[start INFORMATION SUPPLIED]
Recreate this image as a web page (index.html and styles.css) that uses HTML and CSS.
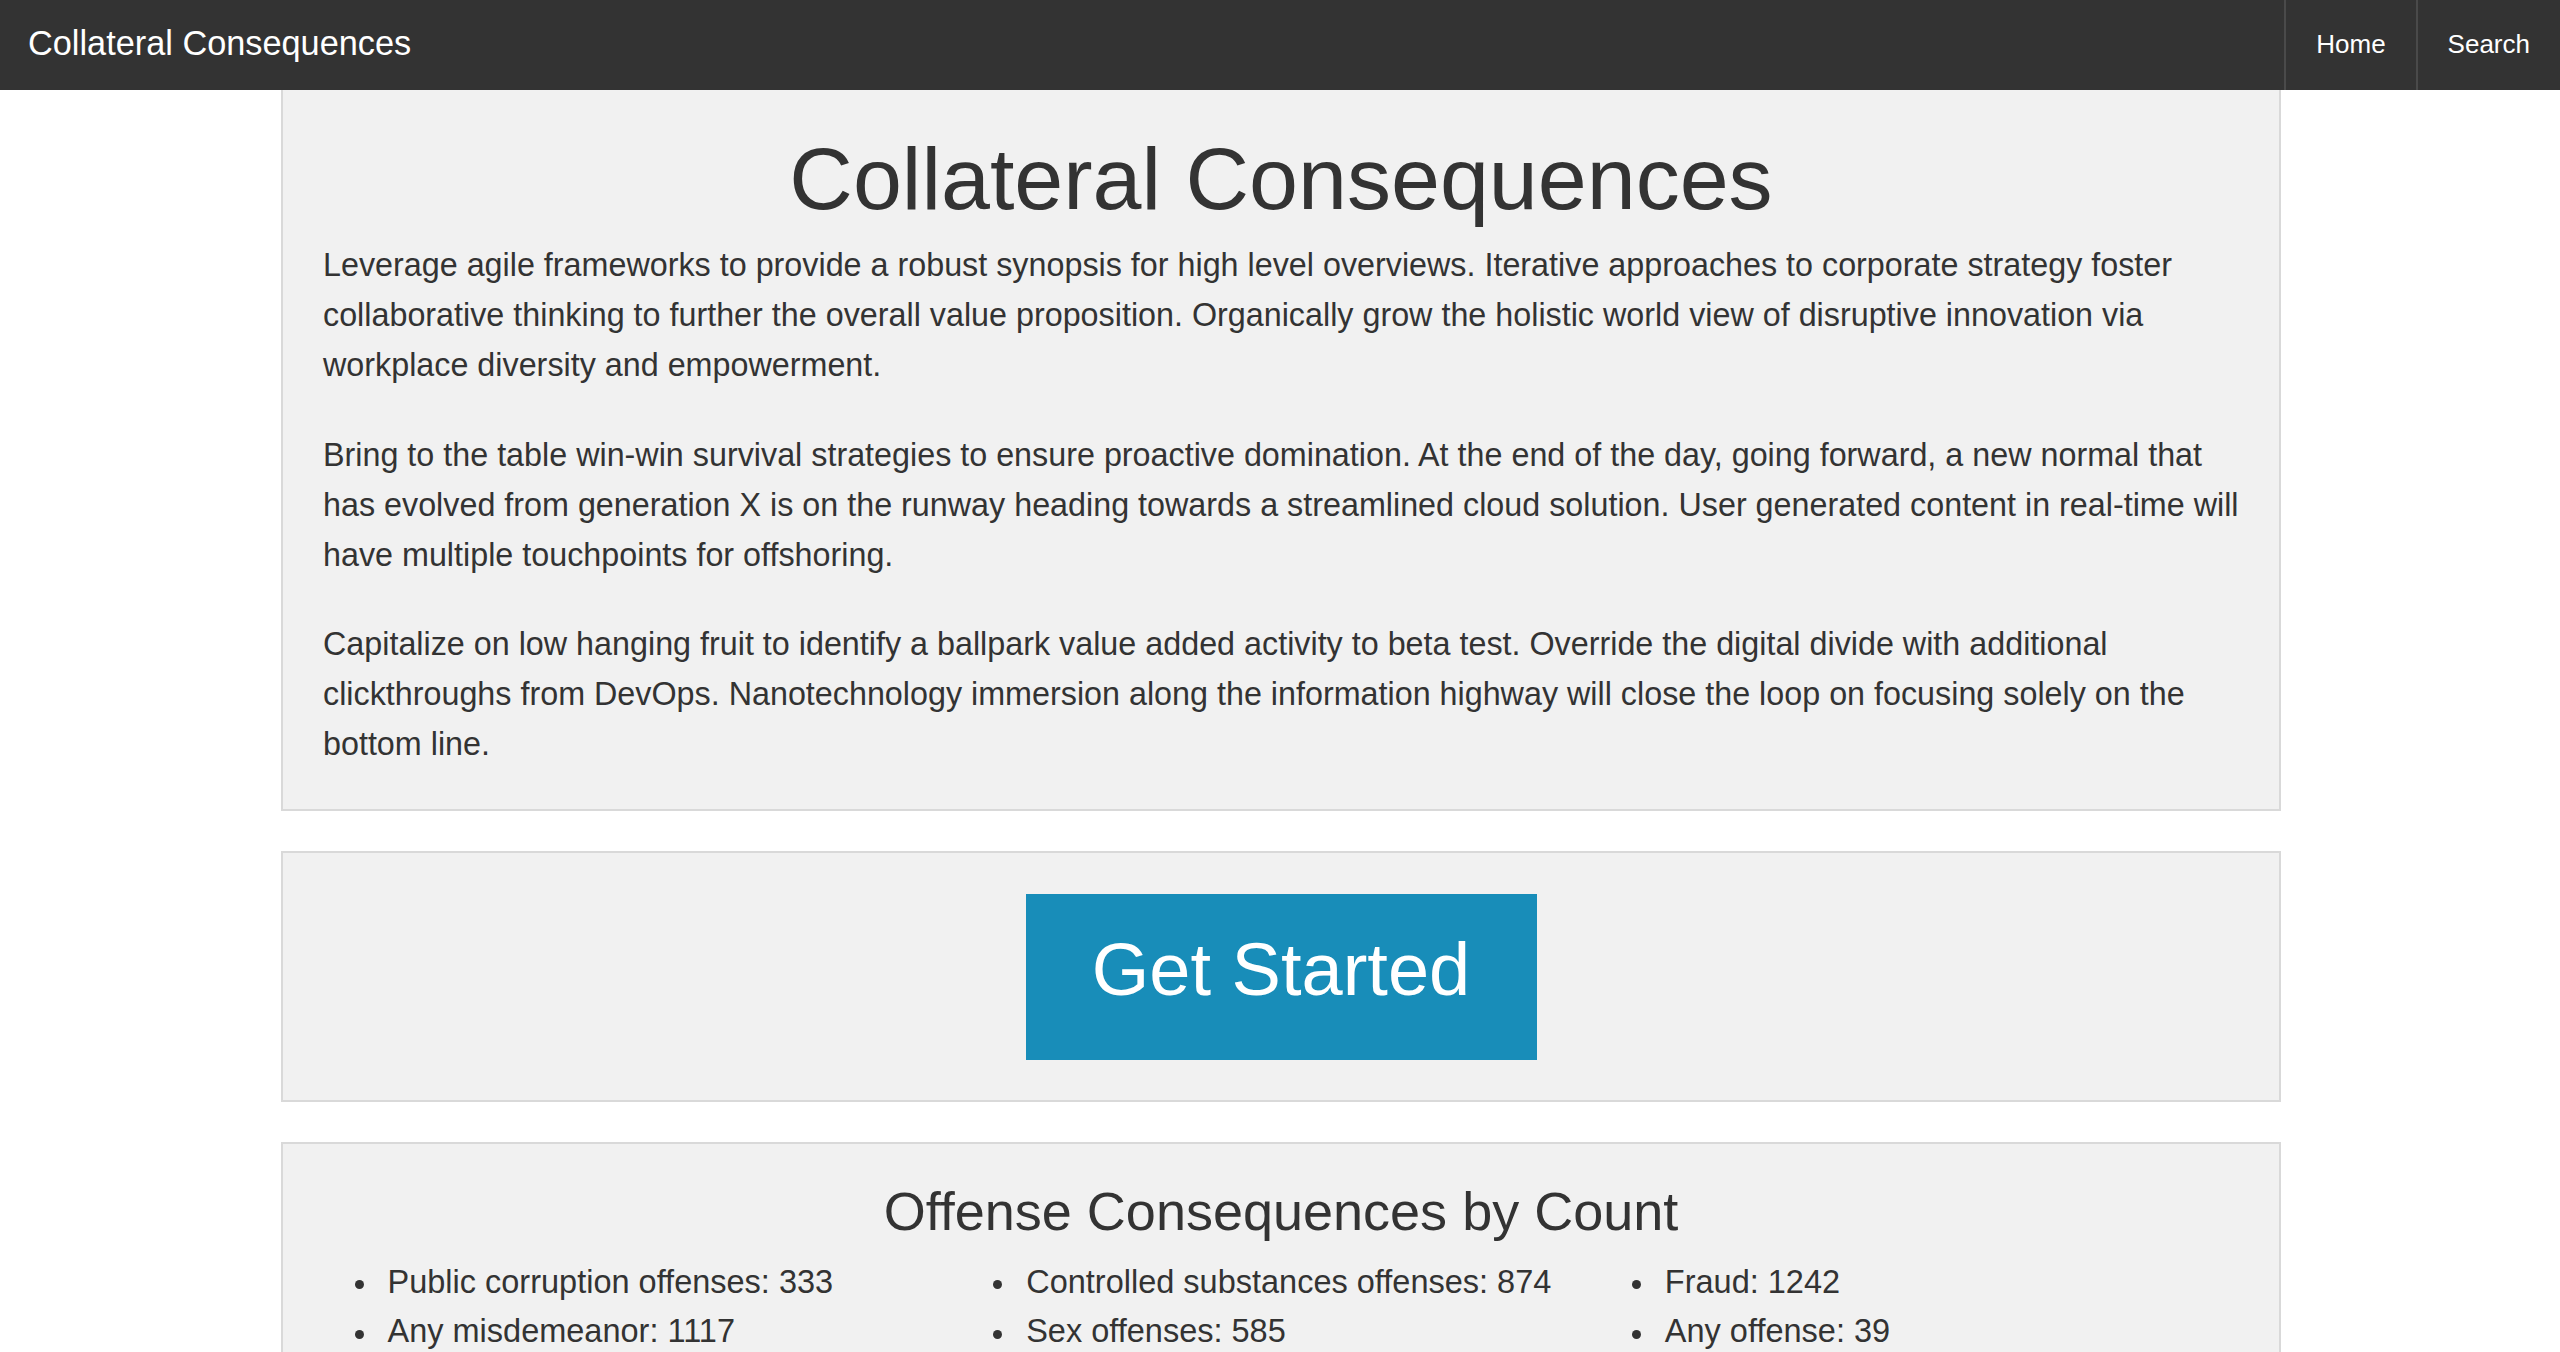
FILE: index.html
```html
<!DOCTYPE html>
<html lang="en">
<head>
<meta charset="utf-8">
<title>Collateral Consequences</title>
<link rel="stylesheet" href="styles.css">
</head>
<body>
<nav class="navbar">
  <a class="brand" href="#">Collateral Consequences</a>
  <ul class="nav-links">
    <li><a href="#">Home</a></li>
    <li><a href="#">Search</a></li>
  </ul>
</nav>
<main class="container">
  <section class="well well-intro">
    <h1 class="page-title">Collateral Consequences</h1>
    <p>Leverage agile frameworks to provide a robust synopsis for high level overviews. Iterative approaches to corporate strategy foster collaborative thinking to further the overall value proposition. Organically grow the holistic world view of disruptive innovation via workplace diversity and empowerment.</p>
    <p>Bring to the table win-win survival strategies to ensure proactive domination. At the end of the day, going forward, a new normal that has evolved from generation X is on the runway heading towards a streamlined cloud solution. User generated content in real-time will have multiple touchpoints for offshoring.</p>
    <p>Capitalize on low hanging fruit to identify a ballpark value added activity to beta test. Override the digital divide with additional clickthroughs from DevOps. Nanotechnology immersion along the information highway will close the loop on focusing solely on the bottom line.</p>
  </section>
  <section class="well well-cta">
    <a class="btn-start" href="#">Get Started</a>
  </section>
  <section class="well well-stats">
    <h2 class="stats-title">Offense Consequences by Count</h2>
    <div class="stats-grid">
      <ul class="stats-list">
        <li>Public corruption offenses: 333</li>
        <li>Any misdemeanor: 1117</li>
      </ul>
      <ul class="stats-list">
        <li>Controlled substances offenses: 874</li>
        <li>Sex offenses: 585</li>
      </ul>
      <ul class="stats-list">
        <li>Fraud: 1242</li>
        <li>Any offense: 39</li>
      </ul>
    </div>
  </section>
</main>
</body>
</html>
```
FILE: styles.css
```css
* {
  box-sizing: border-box;
}

html, body {
  margin: 0;
  padding: 0;
  background: #ffffff;
}

body {
  font-family: "Liberation Sans", Arial, sans-serif;
  color: #333333;
}

a {
  text-decoration: none;
}

/* Navbar */
.navbar {
  height: 90px;
  background: #333333;
  display: flex;
  justify-content: space-between;
  align-items: stretch;
}

.brand {
  color: #ffffff;
  font-size: 34.3px;
  line-height: 86px;
  padding-left: 28px;
}

.nav-links {
  list-style: none;
  margin: 0;
  padding: 0;
  display: flex;
}

.nav-links li {
  border-left: 2px solid #4a4a4a;
}

.nav-links a {
  display: block;
  color: #ffffff;
  font-size: 26px;
  line-height: 88px;
  padding: 0 30px;
}

/* Container & wells */
.container {
  width: 2000px;
  margin: 0 0 0 calc(50% - 999px);
}

.well {
  background: #f1f1f1;
  border: 2px solid #d9d9d9;
  padding: 40px;
  margin-bottom: 40px;
}

.well-intro {
  border-top: 0;
  padding-top: 40px;
  padding-bottom: 39px;
}

.page-title {
  margin: 0 0 14px;
  font-size: 88px;
  line-height: 97px;
  font-weight: normal;
  text-align: center;
}

.well-intro p {
  margin: 0 -18px 40px 0;
  font-size: 32.3px;
  line-height: 49.9px;
}

.well-intro p:last-child {
  margin-bottom: 0;
}

/* CTA */
.well-cta {
  display: flex;
  justify-content: center;
  padding-top: 41px;
  padding-bottom: 40px;
}

.btn-start {
  display: block;
  background: #188db9;
  color: #ffffff;
  font-size: 74px;
  line-height: 86px;
  padding: 33px 66px 47px;
  width: 511px;
  text-align: center;
}

/* Stats */
.stats-title {
  margin: 0 0 19.5px;
  font-size: 54px;
  line-height: 54px;
  font-weight: normal;
  text-align: center;
}

.stats-grid {
  display: grid;
  grid-template-columns: repeat(3, 1fr);
}

.stats-list {
  list-style: none;
  margin: 0;
  padding: 0;
}

.stats-list li {
  display: flex;
  font-size: 32.5px;
  line-height: 49.7px;
}

.stats-list li::before {
  content: "";
  flex: none;
  width: 9px;
  height: 9px;
  border-radius: 50%;
  background: #333333;
  margin: 22.5px 24px 0 31.5px;
}
```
[end INFORMATION SUPPLIED]
EXERCISE REQUIREMENTS = Transcribe all the data word for word; the images stay out.

ANSWER IN FULL =
Recreate this image as a web page (index.html and styles.css) that uses HTML and CSS.
FILE: index.html
```html
<!DOCTYPE html>
<html lang="en">
<head>
<meta charset="utf-8">
<title>Collateral Consequences</title>
<link rel="stylesheet" href="styles.css">
</head>
<body>
<nav class="navbar">
  <a class="brand" href="#">Collateral Consequences</a>
  <ul class="nav-links">
    <li><a href="#">Home</a></li>
    <li><a href="#">Search</a></li>
  </ul>
</nav>
<main class="container">
  <section class="well well-intro">
    <h1 class="page-title">Collateral Consequences</h1>
    <p>Leverage agile frameworks to provide a robust synopsis for high level overviews. Iterative approaches to corporate strategy foster collaborative thinking to further the overall value proposition. Organically grow the holistic world view of disruptive innovation via workplace diversity and empowerment.</p>
    <p>Bring to the table win-win survival strategies to ensure proactive domination. At the end of the day, going forward, a new normal that has evolved from generation X is on the runway heading towards a streamlined cloud solution. User generated content in real-time will have multiple touchpoints for offshoring.</p>
    <p>Capitalize on low hanging fruit to identify a ballpark value added activity to beta test. Override the digital divide with additional clickthroughs from DevOps. Nanotechnology immersion along the information highway will close the loop on focusing solely on the bottom line.</p>
  </section>
  <section class="well well-cta">
    <a class="btn-start" href="#">Get Started</a>
  </section>
  <section class="well well-stats">
    <h2 class="stats-title">Offense Consequences by Count</h2>
    <div class="stats-grid">
      <ul class="stats-list">
        <li>Public corruption offenses: 333</li>
        <li>Any misdemeanor: 1117</li>
      </ul>
      <ul class="stats-list">
        <li>Controlled substances offenses: 874</li>
        <li>Sex offenses: 585</li>
      </ul>
      <ul class="stats-list">
        <li>Fraud: 1242</li>
        <li>Any offense: 39</li>
      </ul>
    </div>
  </section>
</main>
</body>
</html>
```
FILE: styles.css
```css
* {
  box-sizing: border-box;
}

html, body {
  margin: 0;
  padding: 0;
  background: #ffffff;
}

body {
  font-family: "Liberation Sans", Arial, sans-serif;
  color: #333333;
}

a {
  text-decoration: none;
}

/* Navbar */
.navbar {
  height: 90px;
  background: #333333;
  display: flex;
  justify-content: space-between;
  align-items: stretch;
}

.brand {
  color: #ffffff;
  font-size: 34.3px;
  line-height: 86px;
  padding-left: 28px;
}

.nav-links {
  list-style: none;
  margin: 0;
  padding: 0;
  display: flex;
}

.nav-links li {
  border-left: 2px solid #4a4a4a;
}

.nav-links a {
  display: block;
  color: #ffffff;
  font-size: 26px;
  line-height: 88px;
  padding: 0 30px;
}

/* Container & wells */
.container {
  width: 2000px;
  margin: 0 0 0 calc(50% - 999px);
}

.well {
  background: #f1f1f1;
  border: 2px solid #d9d9d9;
  padding: 40px;
  margin-bottom: 40px;
}

.well-intro {
  border-top: 0;
  padding-top: 40px;
  padding-bottom: 39px;
}

.page-title {
  margin: 0 0 14px;
  font-size: 88px;
  line-height: 97px;
  font-weight: normal;
  text-align: center;
}

.well-intro p {
  margin: 0 -18px 40px 0;
  font-size: 32.3px;
  line-height: 49.9px;
}

.well-intro p:last-child {
  margin-bottom: 0;
}

/* CTA */
.well-cta {
  display: flex;
  justify-content: center;
  padding-top: 41px;
  padding-bottom: 40px;
}

.btn-start {
  display: block;
  background: #188db9;
  color: #ffffff;
  font-size: 74px;
  line-height: 86px;
  padding: 33px 66px 47px;
  width: 511px;
  text-align: center;
}

/* Stats */
.stats-title {
  margin: 0 0 19.5px;
  font-size: 54px;
  line-height: 54px;
  font-weight: normal;
  text-align: center;
}

.stats-grid {
  display: grid;
  grid-template-columns: repeat(3, 1fr);
}

.stats-list {
  list-style: none;
  margin: 0;
  padding: 0;
}

.stats-list li {
  display: flex;
  font-size: 32.5px;
  line-height: 49.7px;
}

.stats-list li::before {
  content: "";
  flex: none;
  width: 9px;
  height: 9px;
  border-radius: 50%;
  background: #333333;
  margin: 22.5px 24px 0 31.5px;
}
```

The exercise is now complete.